* [Set problem] Copy out the material below in full, but not its images.
── Supplied data ──
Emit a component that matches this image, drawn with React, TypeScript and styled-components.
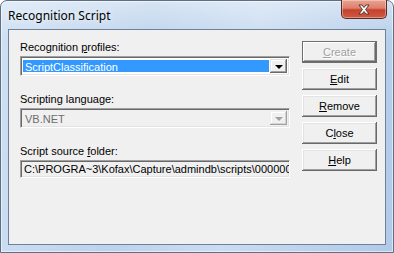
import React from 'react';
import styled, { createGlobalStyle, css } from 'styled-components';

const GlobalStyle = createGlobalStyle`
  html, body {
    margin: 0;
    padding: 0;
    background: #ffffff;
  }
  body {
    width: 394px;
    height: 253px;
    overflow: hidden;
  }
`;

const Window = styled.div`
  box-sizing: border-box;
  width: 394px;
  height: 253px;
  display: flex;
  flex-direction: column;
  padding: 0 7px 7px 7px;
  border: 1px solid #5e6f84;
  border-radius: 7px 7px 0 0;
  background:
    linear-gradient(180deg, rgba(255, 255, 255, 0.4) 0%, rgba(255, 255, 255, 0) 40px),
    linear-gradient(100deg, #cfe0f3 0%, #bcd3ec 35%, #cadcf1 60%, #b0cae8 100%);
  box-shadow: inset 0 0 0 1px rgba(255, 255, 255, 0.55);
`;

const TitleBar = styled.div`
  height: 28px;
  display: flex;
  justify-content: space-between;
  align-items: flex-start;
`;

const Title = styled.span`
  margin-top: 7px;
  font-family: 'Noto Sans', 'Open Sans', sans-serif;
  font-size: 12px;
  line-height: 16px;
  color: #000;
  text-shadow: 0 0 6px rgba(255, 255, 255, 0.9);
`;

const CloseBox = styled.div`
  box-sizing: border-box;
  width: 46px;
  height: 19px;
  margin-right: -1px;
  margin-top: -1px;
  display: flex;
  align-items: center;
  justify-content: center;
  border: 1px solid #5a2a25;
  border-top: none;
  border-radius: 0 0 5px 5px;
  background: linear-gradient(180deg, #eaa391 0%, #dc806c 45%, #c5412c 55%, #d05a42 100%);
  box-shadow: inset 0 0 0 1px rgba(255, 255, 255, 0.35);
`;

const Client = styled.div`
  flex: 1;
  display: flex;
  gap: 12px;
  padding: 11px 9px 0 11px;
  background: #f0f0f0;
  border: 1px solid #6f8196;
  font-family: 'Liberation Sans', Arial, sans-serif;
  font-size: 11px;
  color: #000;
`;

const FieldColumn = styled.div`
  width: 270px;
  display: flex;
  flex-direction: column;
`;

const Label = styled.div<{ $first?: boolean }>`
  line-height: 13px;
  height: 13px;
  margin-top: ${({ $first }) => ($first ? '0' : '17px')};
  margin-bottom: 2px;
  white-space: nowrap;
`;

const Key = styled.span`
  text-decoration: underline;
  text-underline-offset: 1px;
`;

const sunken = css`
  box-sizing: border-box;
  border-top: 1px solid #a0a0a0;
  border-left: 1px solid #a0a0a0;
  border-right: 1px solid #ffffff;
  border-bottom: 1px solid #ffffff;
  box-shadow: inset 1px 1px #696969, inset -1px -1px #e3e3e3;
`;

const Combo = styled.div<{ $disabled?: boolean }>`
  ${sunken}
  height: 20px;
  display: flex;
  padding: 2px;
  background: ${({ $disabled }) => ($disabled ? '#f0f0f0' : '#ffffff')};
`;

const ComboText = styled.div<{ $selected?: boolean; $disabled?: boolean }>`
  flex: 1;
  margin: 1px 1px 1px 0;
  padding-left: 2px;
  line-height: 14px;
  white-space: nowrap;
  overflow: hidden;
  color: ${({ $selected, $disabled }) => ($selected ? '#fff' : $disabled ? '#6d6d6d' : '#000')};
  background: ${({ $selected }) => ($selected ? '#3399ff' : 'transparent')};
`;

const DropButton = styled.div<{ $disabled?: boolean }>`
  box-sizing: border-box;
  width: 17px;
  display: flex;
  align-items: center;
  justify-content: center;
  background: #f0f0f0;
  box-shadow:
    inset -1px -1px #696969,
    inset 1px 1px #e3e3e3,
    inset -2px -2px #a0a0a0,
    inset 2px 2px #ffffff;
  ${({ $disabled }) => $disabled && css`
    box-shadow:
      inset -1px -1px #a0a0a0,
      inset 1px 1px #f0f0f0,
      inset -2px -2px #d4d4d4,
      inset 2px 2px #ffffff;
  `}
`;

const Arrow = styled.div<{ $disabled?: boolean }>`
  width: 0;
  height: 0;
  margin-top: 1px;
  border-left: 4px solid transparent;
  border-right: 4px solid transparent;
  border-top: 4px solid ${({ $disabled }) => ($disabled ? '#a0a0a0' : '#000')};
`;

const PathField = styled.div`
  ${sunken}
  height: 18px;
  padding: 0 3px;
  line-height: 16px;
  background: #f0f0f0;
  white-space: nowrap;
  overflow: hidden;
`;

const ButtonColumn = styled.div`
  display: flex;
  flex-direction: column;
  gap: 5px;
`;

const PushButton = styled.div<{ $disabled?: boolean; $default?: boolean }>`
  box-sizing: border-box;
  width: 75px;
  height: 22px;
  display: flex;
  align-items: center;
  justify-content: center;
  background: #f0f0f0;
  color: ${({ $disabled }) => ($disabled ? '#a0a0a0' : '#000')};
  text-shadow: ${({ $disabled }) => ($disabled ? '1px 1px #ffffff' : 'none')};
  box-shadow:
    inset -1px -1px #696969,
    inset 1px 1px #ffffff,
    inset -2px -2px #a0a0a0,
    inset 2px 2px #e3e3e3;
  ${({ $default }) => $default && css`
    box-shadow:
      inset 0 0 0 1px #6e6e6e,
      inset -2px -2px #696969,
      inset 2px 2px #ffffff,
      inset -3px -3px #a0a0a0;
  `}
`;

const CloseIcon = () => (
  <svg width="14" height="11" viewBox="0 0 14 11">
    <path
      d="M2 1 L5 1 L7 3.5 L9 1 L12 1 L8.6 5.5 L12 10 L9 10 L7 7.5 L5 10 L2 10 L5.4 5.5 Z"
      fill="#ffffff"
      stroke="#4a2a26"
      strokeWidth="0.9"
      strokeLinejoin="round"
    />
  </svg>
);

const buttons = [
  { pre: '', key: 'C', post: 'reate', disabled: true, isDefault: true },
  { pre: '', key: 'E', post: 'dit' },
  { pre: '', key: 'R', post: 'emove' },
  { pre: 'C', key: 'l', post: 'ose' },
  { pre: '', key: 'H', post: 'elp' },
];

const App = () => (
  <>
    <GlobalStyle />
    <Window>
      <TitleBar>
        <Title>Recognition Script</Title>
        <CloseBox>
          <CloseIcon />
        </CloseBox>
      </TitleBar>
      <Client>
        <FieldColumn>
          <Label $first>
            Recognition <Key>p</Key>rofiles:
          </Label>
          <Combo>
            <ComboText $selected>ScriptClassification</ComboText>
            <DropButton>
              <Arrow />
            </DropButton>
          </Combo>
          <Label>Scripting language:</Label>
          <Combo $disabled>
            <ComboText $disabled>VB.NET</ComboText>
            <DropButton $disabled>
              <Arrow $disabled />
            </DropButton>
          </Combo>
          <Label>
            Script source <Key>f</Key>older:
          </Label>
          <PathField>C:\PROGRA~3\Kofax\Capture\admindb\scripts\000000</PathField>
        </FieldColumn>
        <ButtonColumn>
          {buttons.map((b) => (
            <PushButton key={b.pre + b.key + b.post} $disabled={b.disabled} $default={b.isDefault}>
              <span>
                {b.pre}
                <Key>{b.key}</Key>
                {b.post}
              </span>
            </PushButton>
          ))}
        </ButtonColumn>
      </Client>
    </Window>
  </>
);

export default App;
───
* [Exercise result]
Emit a component that matches this image, drawn with React, TypeScript and styled-components.
import React from 'react';
import styled, { createGlobalStyle, css } from 'styled-components';

const GlobalStyle = createGlobalStyle`
  html, body {
    margin: 0;
    padding: 0;
    background: #ffffff;
  }
  body {
    width: 394px;
    height: 253px;
    overflow: hidden;
  }
`;

const Window = styled.div`
  box-sizing: border-box;
  width: 394px;
  height: 253px;
  display: flex;
  flex-direction: column;
  padding: 0 7px 7px 7px;
  border: 1px solid #5e6f84;
  border-radius: 7px 7px 0 0;
  background:
    linear-gradient(180deg, rgba(255, 255, 255, 0.4) 0%, rgba(255, 255, 255, 0) 40px),
    linear-gradient(100deg, #cfe0f3 0%, #bcd3ec 35%, #cadcf1 60%, #b0cae8 100%);
  box-shadow: inset 0 0 0 1px rgba(255, 255, 255, 0.55);
`;

const TitleBar = styled.div`
  height: 28px;
  display: flex;
  justify-content: space-between;
  align-items: flex-start;
`;

const Title = styled.span`
  margin-top: 7px;
  font-family: 'Noto Sans', 'Open Sans', sans-serif;
  font-size: 12px;
  line-height: 16px;
  color: #000;
  text-shadow: 0 0 6px rgba(255, 255, 255, 0.9);
`;

const CloseBox = styled.div`
  box-sizing: border-box;
  width: 46px;
  height: 19px;
  margin-right: -1px;
  margin-top: -1px;
  display: flex;
  align-items: center;
  justify-content: center;
  border: 1px solid #5a2a25;
  border-top: none;
  border-radius: 0 0 5px 5px;
  background: linear-gradient(180deg, #eaa391 0%, #dc806c 45%, #c5412c 55%, #d05a42 100%);
  box-shadow: inset 0 0 0 1px rgba(255, 255, 255, 0.35);
`;

const Client = styled.div`
  flex: 1;
  display: flex;
  gap: 12px;
  padding: 11px 9px 0 11px;
  background: #f0f0f0;
  border: 1px solid #6f8196;
  font-family: 'Liberation Sans', Arial, sans-serif;
  font-size: 11px;
  color: #000;
`;

const FieldColumn = styled.div`
  width: 270px;
  display: flex;
  flex-direction: column;
`;

const Label = styled.div<{ $first?: boolean }>`
  line-height: 13px;
  height: 13px;
  margin-top: ${({ $first }) => ($first ? '0' : '17px')};
  margin-bottom: 2px;
  white-space: nowrap;
`;

const Key = styled.span`
  text-decoration: underline;
  text-underline-offset: 1px;
`;

const sunken = css`
  box-sizing: border-box;
  border-top: 1px solid #a0a0a0;
  border-left: 1px solid #a0a0a0;
  border-right: 1px solid #ffffff;
  border-bottom: 1px solid #ffffff;
  box-shadow: inset 1px 1px #696969, inset -1px -1px #e3e3e3;
`;

const Combo = styled.div<{ $disabled?: boolean }>`
  ${sunken}
  height: 20px;
  display: flex;
  padding: 2px;
  background: ${({ $disabled }) => ($disabled ? '#f0f0f0' : '#ffffff')};
`;

const ComboText = styled.div<{ $selected?: boolean; $disabled?: boolean }>`
  flex: 1;
  margin: 1px 1px 1px 0;
  padding-left: 2px;
  line-height: 14px;
  white-space: nowrap;
  overflow: hidden;
  color: ${({ $selected, $disabled }) => ($selected ? '#fff' : $disabled ? '#6d6d6d' : '#000')};
  background: ${({ $selected }) => ($selected ? '#3399ff' : 'transparent')};
`;

const DropButton = styled.div<{ $disabled?: boolean }>`
  box-sizing: border-box;
  width: 17px;
  display: flex;
  align-items: center;
  justify-content: center;
  background: #f0f0f0;
  box-shadow:
    inset -1px -1px #696969,
    inset 1px 1px #e3e3e3,
    inset -2px -2px #a0a0a0,
    inset 2px 2px #ffffff;
  ${({ $disabled }) => $disabled && css`
    box-shadow:
      inset -1px -1px #a0a0a0,
      inset 1px 1px #f0f0f0,
      inset -2px -2px #d4d4d4,
      inset 2px 2px #ffffff;
  `}
`;

const Arrow = styled.div<{ $disabled?: boolean }>`
  width: 0;
  height: 0;
  margin-top: 1px;
  border-left: 4px solid transparent;
  border-right: 4px solid transparent;
  border-top: 4px solid ${({ $disabled }) => ($disabled ? '#a0a0a0' : '#000')};
`;

const PathField = styled.div`
  ${sunken}
  height: 18px;
  padding: 0 3px;
  line-height: 16px;
  background: #f0f0f0;
  white-space: nowrap;
  overflow: hidden;
`;

const ButtonColumn = styled.div`
  display: flex;
  flex-direction: column;
  gap: 5px;
`;

const PushButton = styled.div<{ $disabled?: boolean; $default?: boolean }>`
  box-sizing: border-box;
  width: 75px;
  height: 22px;
  display: flex;
  align-items: center;
  justify-content: center;
  background: #f0f0f0;
  color: ${({ $disabled }) => ($disabled ? '#a0a0a0' : '#000')};
  text-shadow: ${({ $disabled }) => ($disabled ? '1px 1px #ffffff' : 'none')};
  box-shadow:
    inset -1px -1px #696969,
    inset 1px 1px #ffffff,
    inset -2px -2px #a0a0a0,
    inset 2px 2px #e3e3e3;
  ${({ $default }) => $default && css`
    box-shadow:
      inset 0 0 0 1px #6e6e6e,
      inset -2px -2px #696969,
      inset 2px 2px #ffffff,
      inset -3px -3px #a0a0a0;
  `}
`;

const CloseIcon = () => (
  <svg width="14" height="11" viewBox="0 0 14 11">
    <path
      d="M2 1 L5 1 L7 3.5 L9 1 L12 1 L8.6 5.5 L12 10 L9 10 L7 7.5 L5 10 L2 10 L5.4 5.5 Z"
      fill="#ffffff"
      stroke="#4a2a26"
      strokeWidth="0.9"
      strokeLinejoin="round"
    />
  </svg>
);

const buttons = [
  { pre: '', key: 'C', post: 'reate', disabled: true, isDefault: true },
  { pre: '', key: 'E', post: 'dit' },
  { pre: '', key: 'R', post: 'emove' },
  { pre: 'C', key: 'l', post: 'ose' },
  { pre: '', key: 'H', post: 'elp' },
];

const App = () => (
  <>
    <GlobalStyle />
    <Window>
      <TitleBar>
        <Title>Recognition Script</Title>
        <CloseBox>
          <CloseIcon />
        </CloseBox>
      </TitleBar>
      <Client>
        <FieldColumn>
          <Label $first>
            Recognition <Key>p</Key>rofiles:
          </Label>
          <Combo>
            <ComboText $selected>ScriptClassification</ComboText>
            <DropButton>
              <Arrow />
            </DropButton>
          </Combo>
          <Label>Scripting language:</Label>
          <Combo $disabled>
            <ComboText $disabled>VB.NET</ComboText>
            <DropButton $disabled>
              <Arrow $disabled />
            </DropButton>
          </Combo>
          <Label>
            Script source <Key>f</Key>older:
          </Label>
          <PathField>C:\PROGRA~3\Kofax\Capture\admindb\scripts\000000</PathField>
        </FieldColumn>
        <ButtonColumn>
          {buttons.map((b) => (
            <PushButton key={b.pre + b.key + b.post} $disabled={b.disabled} $default={b.isDefault}>
              <span>
                {b.pre}
                <Key>{b.key}</Key>
                {b.post}
              </span>
            </PushButton>
          ))}
        </ButtonColumn>
      </Client>
    </Window>
  </>
);

export default App;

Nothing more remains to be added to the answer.